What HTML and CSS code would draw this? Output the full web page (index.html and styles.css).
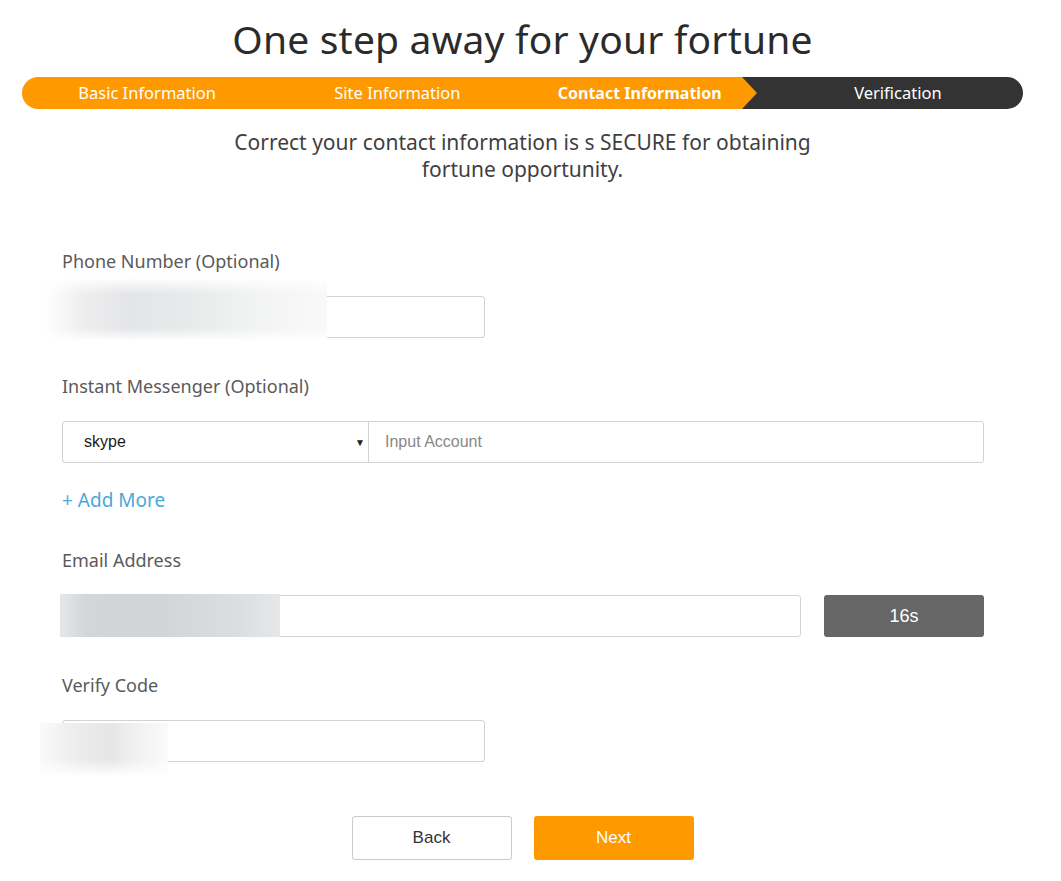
FILE: index.html
```html
<!DOCTYPE html>
<html lang="en">
<head>
<meta charset="utf-8">
<title>Contact Information</title>
<link rel="stylesheet" href="styles.css">
</head>
<body>
<div class="page">
  <h1 class="title">One step away for your fortune</h1>
  <div class="steps">
    <div class="step">Basic Information</div>
    <div class="step">Site Information</div>
    <div class="step step-current">Contact Information</div>
    <div class="step">Verification</div>
  </div>
  <p class="intro">Correct your contact information is s SECURE for obtaining fortune opportunity.</p>

  <form class="form">
    <div class="group">
      <label class="label">Phone Number (Optional)</label>
      <div class="field field-short">
        <input class="input" type="text">
        <span class="redact redact-phone"></span>
      </div>
    </div>

    <div class="group">
      <label class="label">Instant Messenger (Optional)</label>
      <div class="combo">
        <div class="select"><span class="select-value">skype</span><span class="caret">&#9660;</span></div>
        <input class="combo-input" type="text" placeholder="Input Account">
      </div>
      <a class="add-more">+ Add More</a>
    </div>

    <div class="group">
      <label class="label">Email Address</label>
      <div class="email-row">
        <div class="field field-email">
          <input class="input" type="text">
          <span class="redact redact-email"></span>
        </div>
        <button type="button" class="timer">16s</button>
      </div>
    </div>

    <div class="group">
      <label class="label">Verify Code</label>
      <div class="field field-short">
        <input class="input" type="text">
        <span class="redact redact-code"></span>
      </div>
    </div>

    <div class="actions">
      <button type="button" class="btn btn-back">Back</button>
      <button type="button" class="btn btn-next">Next</button>
    </div>
  </form>
</div>
</body>
</html>
```

FILE: styles.css
```css
* { box-sizing: border-box; }

body {
  margin: 0;
  background: #fff;
  font-family: "Noto Sans", "Open Sans", sans-serif;
  color: #333;
}

.page {
  width: 1001px;
  margin: 0 0 0 22px;
}

.title {
  margin: 16px 0 15px;
  text-align: center;
  font-weight: 400;
  font-size: 39px;
  line-height: 46px;
  color: #2b2b2b;
  letter-spacing: 0.2px;
}

.steps {
  position: relative;
  display: grid;
  grid-template-columns: repeat(4, 1fr);
  height: 32px;
  border-radius: 16px;
  background: linear-gradient(to right, #ff9900 0, #ff9900 720px, #333 720px, #333 100%);
}

.steps::after {
  content: "";
  position: absolute;
  left: 720px;
  top: 0;
  border-top: 16px solid transparent;
  border-bottom: 16px solid transparent;
  border-left: 15px solid #ff9900;
}

.step {
  position: relative;
  z-index: 1;
  display: flex;
  align-items: center;
  justify-content: center;
  color: #fff;
  font-size: 16.5px;
  line-height: 32px;
}

.step-current {
  font-weight: 700;
  padding-right: 16px;
  font-size: 16px;
}

.intro {
  width: 620px;
  margin: 20px auto 0;
  text-align: center;
  font-size: 21px;
  line-height: 27px;
  color: #3f3f3f;
}

.form {
  padding: 66px 39px 0 40px;
}

.group {
  display: flex;
  flex-direction: column;
  align-items: flex-start;
  margin-bottom: 36px;
}

.label {
  font-size: 18px;
  line-height: 24px;
  color: #5a5a5a;
  margin-bottom: 23px;
}

.field {
  position: relative;
  height: 42px;
}

.field-short { width: 423px; }
.field-email { width: 739px; }

.input {
  display: block;
  width: 100%;
  height: 100%;
  border: 1px solid #cfd2d6;
  border-radius: 3px;
  background: #fff;
  font: 16px "Liberation Sans", Arial, sans-serif;
  padding: 0 20px;
  outline: none;
}

.redact {
  position: absolute;
  pointer-events: none;
}

.redact-phone {
  left: -18px;
  top: -17px;
  width: 283px;
  height: 61px;
  background:
    linear-gradient(to bottom, rgba(255,255,255,0.9) 0, rgba(255,255,255,0) 25%, rgba(255,255,255,0) 80%, rgba(255,255,255,0.9) 100%),
    linear-gradient(to right, #ffffff 0, #eeeeef 14%, #e4e5e7 30%, #e8e9ea 50%, #f2f3f3 75%, #f9f9f9 100%);
}

.redact-email {
  left: -2px;
  top: -1px;
  width: 220px;
  height: 43px;
  background: linear-gradient(to right, #e6e7e9 0, #d3d5d8 12%, #d2d4d7 45%, #dcdde0 80%, #e6e7e9 100%);
}

.redact-code {
  left: -22px;
  top: 3px;
  width: 128px;
  height: 52px;
  background:
    linear-gradient(to bottom, rgba(255,255,255,0) 0, rgba(255,255,255,0) 70%, rgba(255,255,255,0.9) 100%),
    linear-gradient(to right, #fafafa 0, #ececed 30%, #e6e6e7 55%, #f3f3f3 80%, #fafafa 100%);
}

.combo {
  display: flex;
  width: 922px;
  height: 42px;
  border: 1px solid #cfd2d6;
  border-radius: 3px;
  background: #fff;
}

.select {
  width: 306px;
  display: flex;
  align-items: center;
  justify-content: space-between;
  padding: 0 3px 0 21px;
  border-right: 1px solid #cfd2d6;
  font: 16px "Liberation Sans", Arial, sans-serif;
  color: #222;
}

.select-value {
  color: #1a1a1a;
}

.caret {
  font-size: 10px;
  color: #222;
}

.combo-input {
  flex: 1;
  border: 0;
  background: transparent;
  padding: 0 16px;
  font: 16px "Liberation Sans", Arial, sans-serif;
  outline: none;
}

.combo-input::placeholder {
  color: #888;
}

.add-more {
  margin-top: 25px;
  font-size: 19px;
  line-height: 24px;
  color: #4aa8d8;
  cursor: pointer;
}

.email-row {
  display: flex;
  gap: 23px;
  width: 922px;
}

.timer {
  width: 160px;
  height: 42px;
  border: 0;
  border-radius: 3px;
  background: #666;
  color: #fff;
  font: 18px "Liberation Sans", Arial, sans-serif;
}

.actions {
  display: flex;
  justify-content: center;
  gap: 22px;
  padding-top: 18px;
  margin-left: -1px;
}

.btn {
  width: 160px;
  height: 44px;
  border-radius: 3px;
  font: 17px "Liberation Sans", Arial, sans-serif;
  cursor: pointer;
}

.btn-back {
  background: #fff;
  border: 1px solid #c8ccd1;
  color: #333;
}

.btn-next {
  background: #ff9900;
  border: 0;
  color: #fff;
}
```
------
▶ **The problem**: Copy out all of the material exactly as written, without its pictures.

▶ **Result of this task**:
What HTML and CSS code would draw this? Output the full web page (index.html and styles.css).
FILE: index.html
```html
<!DOCTYPE html>
<html lang="en">
<head>
<meta charset="utf-8">
<title>Contact Information</title>
<link rel="stylesheet" href="styles.css">
</head>
<body>
<div class="page">
  <h1 class="title">One step away for your fortune</h1>
  <div class="steps">
    <div class="step">Basic Information</div>
    <div class="step">Site Information</div>
    <div class="step step-current">Contact Information</div>
    <div class="step">Verification</div>
  </div>
  <p class="intro">Correct your contact information is s SECURE for obtaining fortune opportunity.</p>

  <form class="form">
    <div class="group">
      <label class="label">Phone Number (Optional)</label>
      <div class="field field-short">
        <input class="input" type="text">
        <span class="redact redact-phone"></span>
      </div>
    </div>

    <div class="group">
      <label class="label">Instant Messenger (Optional)</label>
      <div class="combo">
        <div class="select"><span class="select-value">skype</span><span class="caret">&#9660;</span></div>
        <input class="combo-input" type="text" placeholder="Input Account">
      </div>
      <a class="add-more">+ Add More</a>
    </div>

    <div class="group">
      <label class="label">Email Address</label>
      <div class="email-row">
        <div class="field field-email">
          <input class="input" type="text">
          <span class="redact redact-email"></span>
        </div>
        <button type="button" class="timer">16s</button>
      </div>
    </div>

    <div class="group">
      <label class="label">Verify Code</label>
      <div class="field field-short">
        <input class="input" type="text">
        <span class="redact redact-code"></span>
      </div>
    </div>

    <div class="actions">
      <button type="button" class="btn btn-back">Back</button>
      <button type="button" class="btn btn-next">Next</button>
    </div>
  </form>
</div>
</body>
</html>
```

FILE: styles.css
```css
* { box-sizing: border-box; }

body {
  margin: 0;
  background: #fff;
  font-family: "Noto Sans", "Open Sans", sans-serif;
  color: #333;
}

.page {
  width: 1001px;
  margin: 0 0 0 22px;
}

.title {
  margin: 16px 0 15px;
  text-align: center;
  font-weight: 400;
  font-size: 39px;
  line-height: 46px;
  color: #2b2b2b;
  letter-spacing: 0.2px;
}

.steps {
  position: relative;
  display: grid;
  grid-template-columns: repeat(4, 1fr);
  height: 32px;
  border-radius: 16px;
  background: linear-gradient(to right, #ff9900 0, #ff9900 720px, #333 720px, #333 100%);
}

.steps::after {
  content: "";
  position: absolute;
  left: 720px;
  top: 0;
  border-top: 16px solid transparent;
  border-bottom: 16px solid transparent;
  border-left: 15px solid #ff9900;
}

.step {
  position: relative;
  z-index: 1;
  display: flex;
  align-items: center;
  justify-content: center;
  color: #fff;
  font-size: 16.5px;
  line-height: 32px;
}

.step-current {
  font-weight: 700;
  padding-right: 16px;
  font-size: 16px;
}

.intro {
  width: 620px;
  margin: 20px auto 0;
  text-align: center;
  font-size: 21px;
  line-height: 27px;
  color: #3f3f3f;
}

.form {
  padding: 66px 39px 0 40px;
}

.group {
  display: flex;
  flex-direction: column;
  align-items: flex-start;
  margin-bottom: 36px;
}

.label {
  font-size: 18px;
  line-height: 24px;
  color: #5a5a5a;
  margin-bottom: 23px;
}

.field {
  position: relative;
  height: 42px;
}

.field-short { width: 423px; }
.field-email { width: 739px; }

.input {
  display: block;
  width: 100%;
  height: 100%;
  border: 1px solid #cfd2d6;
  border-radius: 3px;
  background: #fff;
  font: 16px "Liberation Sans", Arial, sans-serif;
  padding: 0 20px;
  outline: none;
}

.redact {
  position: absolute;
  pointer-events: none;
}

.redact-phone {
  left: -18px;
  top: -17px;
  width: 283px;
  height: 61px;
  background:
    linear-gradient(to bottom, rgba(255,255,255,0.9) 0, rgba(255,255,255,0) 25%, rgba(255,255,255,0) 80%, rgba(255,255,255,0.9) 100%),
    linear-gradient(to right, #ffffff 0, #eeeeef 14%, #e4e5e7 30%, #e8e9ea 50%, #f2f3f3 75%, #f9f9f9 100%);
}

.redact-email {
  left: -2px;
  top: -1px;
  width: 220px;
  height: 43px;
  background: linear-gradient(to right, #e6e7e9 0, #d3d5d8 12%, #d2d4d7 45%, #dcdde0 80%, #e6e7e9 100%);
}

.redact-code {
  left: -22px;
  top: 3px;
  width: 128px;
  height: 52px;
  background:
    linear-gradient(to bottom, rgba(255,255,255,0) 0, rgba(255,255,255,0) 70%, rgba(255,255,255,0.9) 100%),
    linear-gradient(to right, #fafafa 0, #ececed 30%, #e6e6e7 55%, #f3f3f3 80%, #fafafa 100%);
}

.combo {
  display: flex;
  width: 922px;
  height: 42px;
  border: 1px solid #cfd2d6;
  border-radius: 3px;
  background: #fff;
}

.select {
  width: 306px;
  display: flex;
  align-items: center;
  justify-content: space-between;
  padding: 0 3px 0 21px;
  border-right: 1px solid #cfd2d6;
  font: 16px "Liberation Sans", Arial, sans-serif;
  color: #222;
}

.select-value {
  color: #1a1a1a;
}

.caret {
  font-size: 10px;
  color: #222;
}

.combo-input {
  flex: 1;
  border: 0;
  background: transparent;
  padding: 0 16px;
  font: 16px "Liberation Sans", Arial, sans-serif;
  outline: none;
}

.combo-input::placeholder {
  color: #888;
}

.add-more {
  margin-top: 25px;
  font-size: 19px;
  line-height: 24px;
  color: #4aa8d8;
  cursor: pointer;
}

.email-row {
  display: flex;
  gap: 23px;
  width: 922px;
}

.timer {
  width: 160px;
  height: 42px;
  border: 0;
  border-radius: 3px;
  background: #666;
  color: #fff;
  font: 18px "Liberation Sans", Arial, sans-serif;
}

.actions {
  display: flex;
  justify-content: center;
  gap: 22px;
  padding-top: 18px;
  margin-left: -1px;
}

.btn {
  width: 160px;
  height: 44px;
  border-radius: 3px;
  font: 17px "Liberation Sans", Arial, sans-serif;
  cursor: pointer;
}

.btn-back {
  background: #fff;
  border: 1px solid #c8ccd1;
  color: #333;
}

.btn-next {
  background: #ff9900;
  border: 0;
  color: #fff;
}
```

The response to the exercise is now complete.